A
Thomas Clayton Wolfe, (Asheville, 1900 – Baltimore, 1938),
el teatro le encandilaba, hasta tal punto que ya, a sus veinticuatro
años, impartía clases de dramaturgia en la Universidad de Nueva
York. Sin embargo, como autor dramático, fracasó. Este revés no le
impidió apartarse de su vocación genuinamente literaria y decidió
ser novelista. Su primera obra importante, El ángel que nos
mira, aparecida en 1929, causó una extraordinaria acogida en
los círculos literarios estadounidenses y británicos. Al año
siguiente, Sinclair Lewis, galardonado con el Nobel de
Literatura, lo citó con entusiasmo en su discurso en la academia
sueca. A partir de entonces, su obra, tan lírica, como
autobiográfica, se extendió por ambos continentes con gran
entusiasmo.
El
sello extremeño Periférica rescata del silencio las piezas
maestras en formato breve de Thomas Wolfe, lo que supone todo
un alarde de buen gusto editorial por la literatura americana del
siglo pasado y, en particular, sobre este olvidado escritor. Acabo de
leer dos de estas novelas cortas de este autor de Carolina del Norte:
Especulación y El niño perdido,
dos textos memorables y exquisitos. El primero, sorprendente:
una crónica certera del boom inmobiliario norteamericano de los años
veinte, tan histórica como profética. El segundo es un libro
entrañable y lírico, y es aquí donde me detengo para reseñar una novela, de apenas un centenar de páginas,
en la que la magia de la escritura sobrevuela con sencillez y belleza
por una historia sobre la infancia, que fundamentalmente trata de la pérdida de un ser cercano.
Thomas
Wolfe es capaz de abordar el recuerdo de la mente humana por
medio de la evocación íntima de la pérdida de su hermano de doce
años, que muere de tifus; curiosamente el propio autor dejaría este
mundo muy joven, con treinta y ocho años, víctima de tuberculosis,
otra enfermedad atroz de la época. El niño perdido
es una narración medida y acabada como una perfecta máquina de
relojería, donde cada segundo es vital y determinante. Wolfe
es capaz de agarrar al lector desde la primera frase y logra incorporarnos al escenario de un momento que nos
atrapará en continuos pasajes, en busca de recuperar un tiempo pasado
imposible de cambiar y revivir la vida malograda del hermano
muerto, a base de recuerdos. Un empeño que el escritor
norteamericano logra con emoción contenida y brillantez de estilo.
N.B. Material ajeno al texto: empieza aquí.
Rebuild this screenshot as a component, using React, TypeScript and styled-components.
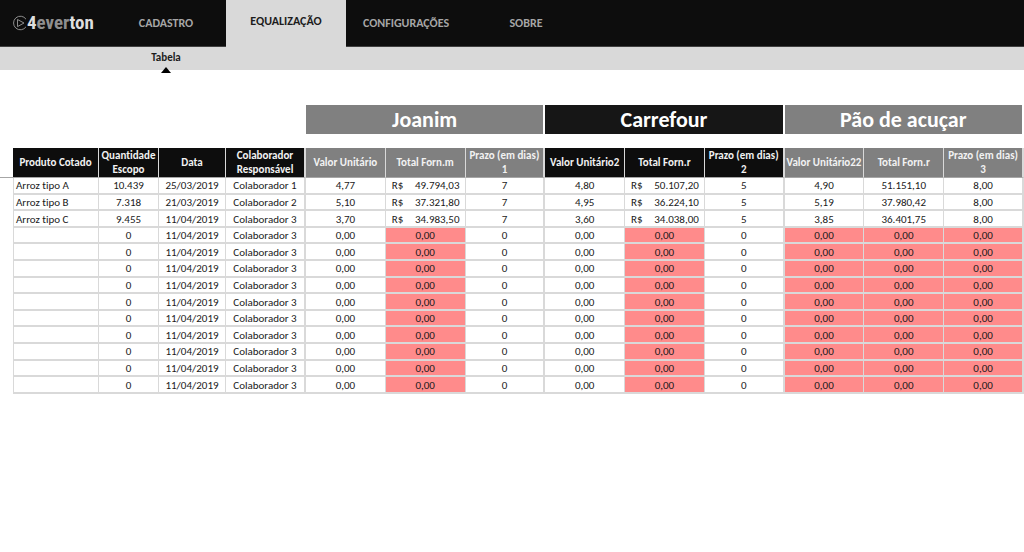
import React from "react";
import styled, { createGlobalStyle, css } from "styled-components";

const GlobalStyle = createGlobalStyle`
  * { box-sizing: border-box; }
  body {
    margin: 0;
    background: #ffffff;
    color: #1a1a1a;
    font-family: Calibri, Carlito, "Open Sans", "Noto Sans", sans-serif;
    font-size: 11px;
    font-variant-ligatures: none;
  }
`;

type Tone = "black" | "gray";

const line = "#d9d9d9";
const tones: Record<Tone, string> = { black: "#0d0d0d", gray: "#808080" };

const TopBar = styled.header`
  display: flex;
  height: 47px;
  border-bottom: 1px solid #404040;
  background: #0d0d0d;
`;

const Brand = styled.a`
  display: flex;
  flex: 0 0 106px;
  align-items: center;
  padding-left: 12px;
  color: #dedede;
  font-family: "Liberation Sans Narrow", "Roboto Condensed", "Liberation Sans", sans-serif;
  font-size: 19px;
  font-weight: 700;
  line-height: 20px;
  text-decoration: none;
`;

const BrandMuted = styled.span`
  color: #8f8f8f;
`;

const Tabs = styled.nav`
  display: flex;
`;

const Tab = styled.a<{ $active?: boolean }>`
  width: 120px;
  height: ${(p) => (p.$active ? 47 : 46)}px;
  padding-top: ${(p) => (p.$active ? 13 : 15)}px;
  background: ${(p) => (p.$active ? line : "transparent")};
  color: ${(p) => (p.$active ? "#1c1c1c" : "#a6a6a6")};
  font-size: 12px;
  font-weight: 700;
  line-height: 16px;
  text-align: center;
  text-decoration: none;
`;

const SubBar = styled.nav`
  display: flex;
  height: 23px;
  padding-left: 106px;
  background: ${line};
`;

const SubTab = styled.a`
  display: flex;
  flex-direction: column;
  align-items: center;
  gap: 2px;
  width: 120px;
  padding-top: 4px;
  color: #1c1c1c;
  font-size: 11px;
  font-weight: 700;
  line-height: 14px;
  text-decoration: none;
`;

const Marker = styled.svg`
  display: block;
  flex: none;
`;

const Sheet = styled.main`
  padding: 35px 0 0 13px;
`;

const Table = styled.table`
  width: 100%;
  height: 289px;
  border-collapse: separate;
  border-spacing: 0;
  table-layout: fixed;
`;

const Col = styled.col<{ $width?: number }>`
  width: ${(p) => (p.$width ? `${p.$width}px` : "auto")};
`;

const SupplierRow = styled.tr`
  height: 29px;
`;

const SpacerRow = styled.tr`
  height: 14px;
`;

const HeadRow = styled.tr`
  height: 30px;
`;

const Supplier = styled.th<{ $tone: Tone }>`
  padding: 0;
  border-right: 2px solid #ffffff;
  background: ${(p) => (p.$tone === "black" ? "#161616" : tones.gray)};
  color: #ffffff;
  font-size: 22px;
  font-weight: 700;
  line-height: 28px;
`;

const groupEnd = css`
  border-right: 2px solid ${line};
`;

const Blank = styled.td`
  padding: 0;
`;

const Head = styled.th<{ $tone: Tone; $end: boolean }>`
  position: relative;
  padding: 1px 1px 0;
  border-right: 1px solid ${line};
  border-bottom: 1px solid #a6a6a6;
  background: ${(p) => tones[p.$tone]};
  color: #f2f2f2;
  font-size: 11px;
  font-weight: 700;
  line-height: 14px;
  ${(p) => p.$end && groupEnd}

  &:first-child::before {
    position: absolute;
    right: 100%;
    bottom: -1px;
    width: 13px;
    height: 1px;
    background: #a6a6a6;
    content: "";
  }
`;

const Cell = styled.td<{ $alert: boolean; $end: boolean; $left?: boolean }>`
  padding: 2px 2px 0;
  border-right: 1px solid ${line};
  border-bottom: 2px solid ${line};
  background: ${(p) => (p.$alert ? "#ff8b8b" : "#ffffff")};
  line-height: 12px;
  text-align: ${(p) => (p.$left ? "left" : "center")};
  white-space: nowrap;
  ${(p) => p.$end && groupEnd}

  &:first-child {
    border-left: 1px solid ${line};
  }
`;

const Money = styled.span`
  display: flex;
  justify-content: space-between;
  padding: 0 3px 0 4px;
`;

const suppliers: { name: string; tone: Tone }[] = [
  { name: "Joanim", tone: "gray" },
  { name: "Carrefour", tone: "black" },
  { name: "Pão de acuçar", tone: "gray" },
];

const columns: { title: string; tone: Tone; width?: number }[] = [
  { title: "Produto Cotado", tone: "black", width: 86 },
  { title: "Quantidade Escopo", tone: "black", width: 60 },
  { title: "Data", tone: "black", width: 67 },
  { title: "Colaborador Responsável", tone: "black", width: 80 },
  { title: "Valor Unitário", tone: "gray" },
  { title: "Total Forn.m", tone: "gray" },
  { title: "Prazo (em dias) 1", tone: "gray" },
  { title: "Valor Unitário2", tone: "black" },
  { title: "Total Forn.r", tone: "black" },
  { title: "Prazo (em dias) 2", tone: "black" },
  { title: "Valor Unitário22", tone: "gray" },
  { title: "Total Forn.r", tone: "gray" },
  { title: "Prazo (em dias) 3", tone: "gray" },
];

const emptyRow = ["", "0", "11/04/2019", "Colaborador 3", "0,00", "0,00", "0", "0,00", "0,00", "0", "0,00", "0,00", "0,00"];

const rows: string[][] = [
  ["Arroz tipo A", "10.439", "25/03/2019", "Colaborador 1", "4,77", "R$ 49.794,03", "7", "4,80", "R$ 50.107,20", "5", "4,90", "51.151,10", "8,00"],
  ["Arroz tipo B", "7.318", "21/03/2019", "Colaborador 2", "5,10", "R$ 37.321,80", "7", "4,95", "R$ 36.224,10", "5", "5,19", "37.980,42", "8,00"],
  ["Arroz tipo C", "9.455", "11/04/2019", "Colaborador 3", "3,70", "R$ 34.983,50", "7", "3,60", "R$ 34.038,00", "5", "3,85", "36.401,75", "8,00"],
  ...Array.from({ length: 10 }, () => emptyRow),
];

const alertColumns = [5, 8, 10, 11, 12];
const isGroupEnd = (index: number) => index % 3 === 0 && index > 0;

function Value({ text }: { text: string }) {
  if (!text.startsWith("R$")) return <>{text}</>;
  const [currency, amount] = text.split(" ");
  return (
    <Money>
      <span>{currency}</span>
      <span>{amount}</span>
    </Money>
  );
}

export default function App() {
  return (
    <>
      <GlobalStyle />
      <TopBar>
        <Brand href="#">
          <svg width="15" height="16" viewBox="0 0 15 16" fill="none" stroke="#8c8c8c" aria-hidden="true">
            <path d="M14 4.2A6.8 6.8 0 1 0 14 11.8" />
            <path d="M5.5 4.5 12 8 5.5 11.6Z" strokeLinejoin="round" />
          </svg>
          4<BrandMuted>ever</BrandMuted>ton
        </Brand>
        <Tabs>
          <Tab href="#cadastro">CADASTRO</Tab>
          <Tab href="#equalizacao" $active aria-current="page">EQUALIZAÇÃO</Tab>
          <Tab href="#configuracoes">CONFIGURAÇÕES</Tab>
          <Tab href="#sobre">SOBRE</Tab>
        </Tabs>
      </TopBar>
      <SubBar>
        <SubTab href="#tabela">
          Tabela
          <Marker width="10" height="6" viewBox="0 0 10 6" aria-hidden="true">
            <path d="M5 0 10 6H0Z" fill="#000000" />
          </Marker>
        </SubTab>
      </SubBar>
      <Sheet>
        <Table>
          <colgroup>
            {columns.map((column, i) => (
              <Col key={i} $width={column.width} />
            ))}
          </colgroup>
          <thead>
            <SupplierRow>
              <Blank colSpan={4} />
              {suppliers.map((supplier) => (
                <Supplier key={supplier.name} colSpan={3} scope="colgroup" $tone={supplier.tone}>
                  {supplier.name}
                </Supplier>
              ))}
            </SupplierRow>
            <SpacerRow>
              <Blank colSpan={13} />
            </SpacerRow>
            <HeadRow>
              {columns.map((column, i) => (
                <Head key={i} scope="col" $tone={column.tone} $end={isGroupEnd(i)}>
                  {column.title}
                </Head>
              ))}
            </HeadRow>
          </thead>
          <tbody>
            {rows.map((row, r) => (
              <tr key={r}>
                {row.map((text, i) => (
                  <Cell key={i} $left={i === 0} $end={isGroupEnd(i)} $alert={r > 2 && alertColumns.includes(i)}>
                    <Value text={text} />
                  </Cell>
                ))}
              </tr>
            ))}
          </tbody>
        </Table>
      </Sheet>
    </>
  );
}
Cuatro voces distintas recorren la novela de El niño perdido
para mostrarnos instantes vividos de Grover, el pequeño que siempre
parecía mayor. La desaparición física de Grover, un chico de doce
años, tan observador y curioso, deja destellos de asombro entre los
adultos que lo trataron en Saint-Louis, al tiempo que se celebraba la
Exposición Universal de 1904. La familia Wolfe se había trasladado desde Asheville a Saint-Louis para inaugurar un pequeño
negocio de alojamiento para visitantes que se acercaban desde otros
lugares a la gran feria. Wolfe describe con minuciosidad y
sutileza ese pequeño mundo que rodea al protagonista, hasta
conferirle una épica que traspasa los sentimientos del lector tras
la asunción de la enfermedad del pequeño Grover, tan dulce y
delicado, y su inminente fallecimiento.
El
niño perdido es un relato en torno a un suceso verídico, donde el personaje e hilo conductor de la historia es el hermano de
Thomas Wolfe; una historia que transita sigilosamente, rastreando rincones y estampas familiares de la mano de las
voces emotivas que intervienen en la narración: la
madre, la hermana, el protagonista y el propio autor.
El libro es delicado y cálido, escrito con elegancia y
maestría por un autor que merece ser revisado. El niño perdido es todo un pequeño manual
narrativo, lleno de sensibilidad, que viene a constatar la gratitud
que el viejo Gracián depositó en uno de sus aforismos más
famosos: “lo bueno si breve, dos veces bueno”.